Webb also arranged for Pommois to address those at Scott Air Force Base. His advice to Madame Pommois: "Convey to these airmen the spirit of comradeship that develops between people like yourself and myself.
"We know the meaning of ‘War is hell!’ and we know ‘Freedom comes with a price.’ All we want now is the peace of mind that comes with the knowledge that they have a deeper appreciation for the legacy they have inherited."
"In short," Webb concluded in his suggestion, "we don’t want our effort to have been in vain, especially our buddies who gave their tomorrows so we can enjoy today."
For her Rend Lake College audience, Pommois says, "I’ll talk about being an Alsatian during WWII and what we were liberated from and by whom . . . the U.S. Seventh Army. This includes Hitler’s secret Operation Nordwind, of course. I will use quotations from various GIs so people can begin to understand what that operation was all about."
Pommois holds both a Masters in Art and a Ph.D. degree from the Sorbonne. She began her career as an educator in Chalons-sur-Marne, but moved with her husband to Alsace in 1968. She later taught English in Niederbronn-les-Bain from 1976 until retirement from full-time teaching in 2001.
According to a profile in the Aberjona Press: Who We Are, "Her introduction to her first American combat veterans in 1984 sparked what has become a passionate interest in the fighting in Alsace during the War.
"Since then, she has provided extensive support to both public and private commemorative activities, including her instrumental role in preparations for the 40th anniversary celebrations of WWII in Hatten-Rittershoffen in June 1985 and countless instances of liaison and consultation with U.S. Army veterans’ groups and local, department and national government offices in France."

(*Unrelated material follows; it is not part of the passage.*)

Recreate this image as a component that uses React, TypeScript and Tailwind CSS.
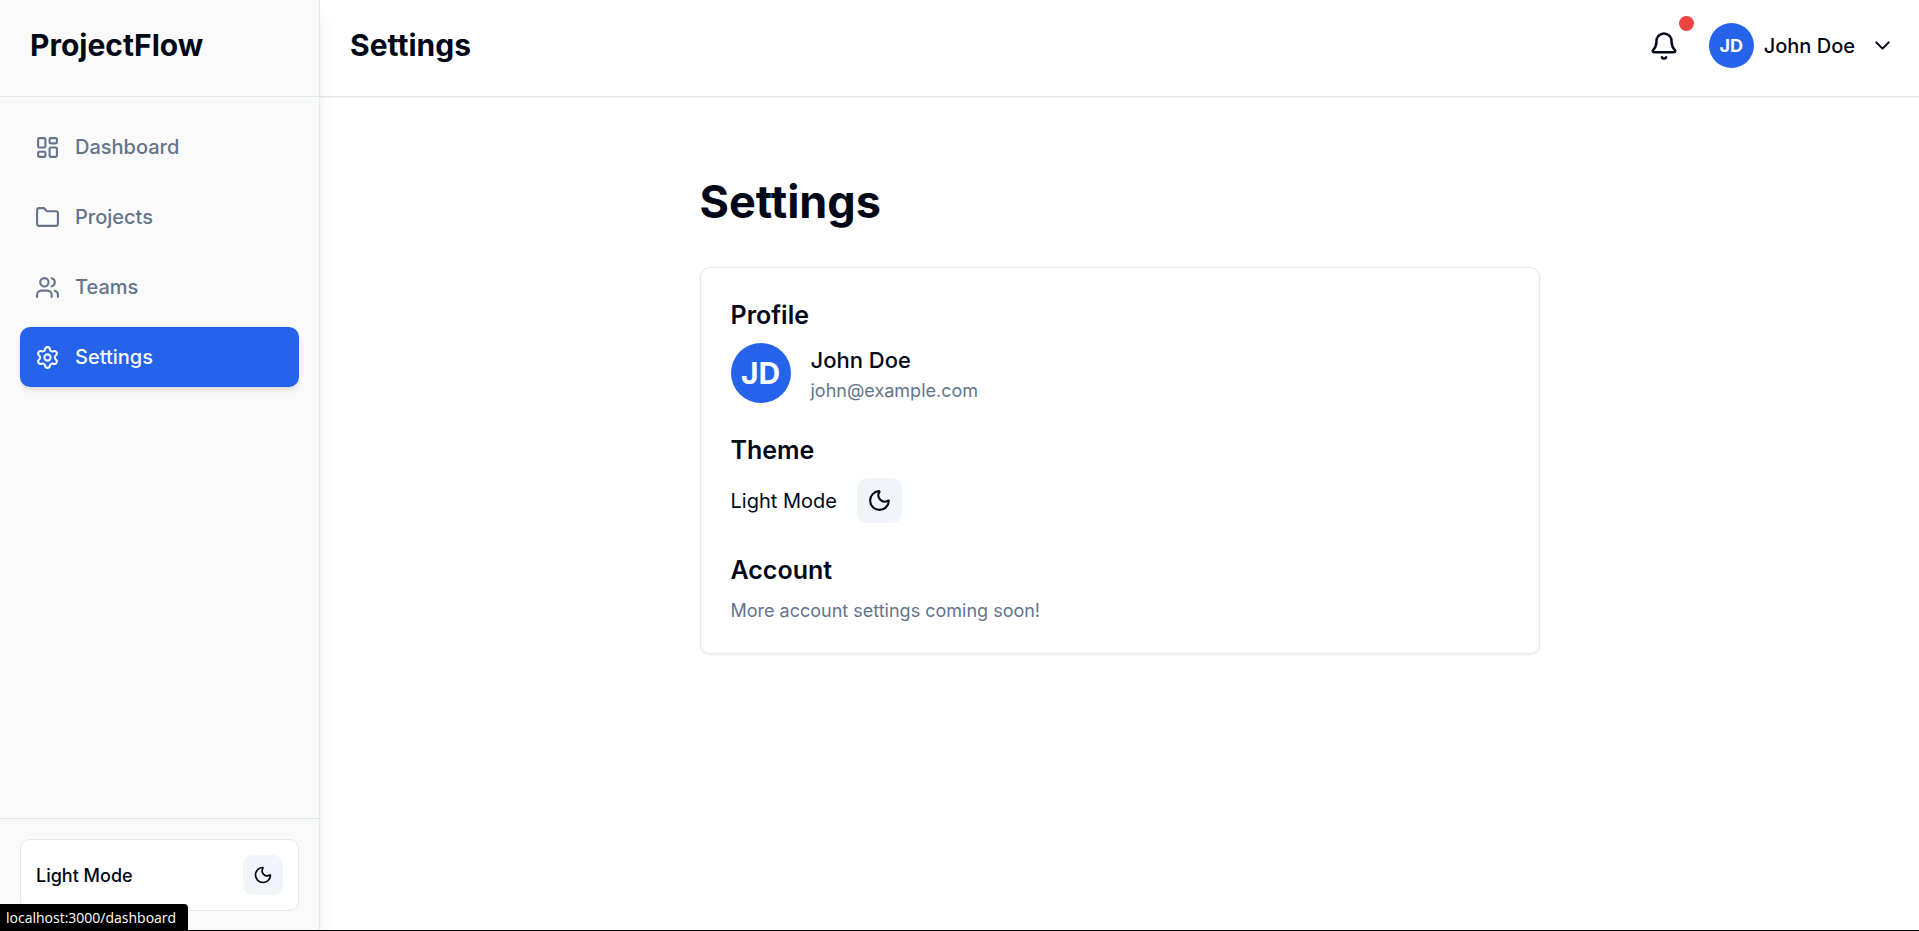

"Winter Storm: War in Northern Alsace, November 1944-March 1945" (Turner, 1991) is now in its third printing. She travels frequently to the United State in order to attend unit reunions, share some of her 2,500 photocopies and knowledge gained from time spent at the National Archives in Washington, D.C. and renew old acquaintances. She also holds the appointed volunteer position of French Liaison and International Consultant to the Board of Directors for the 12th Armored Division Memorial Museum.
Control of Alsace has wavered back and forth between France and Germany; none of the experiences, though, was more traumatic for the Alsatians than when the Germans annexed the province in 1940.
Inhabitants were deprived of their freedom, even of their identity, when they were forced to adopt German names. In 1942, the men had to give up their citizenship so they could be drafted into the German Army, a real tragedy for the province considering 20,000 are still missing.
Is it any wonder why GIs from the Seventh Army had a hard time adapting to the situation? Were they in France or Germany?
Northern Alsace actually experienced the sad privilege of being liberated twice.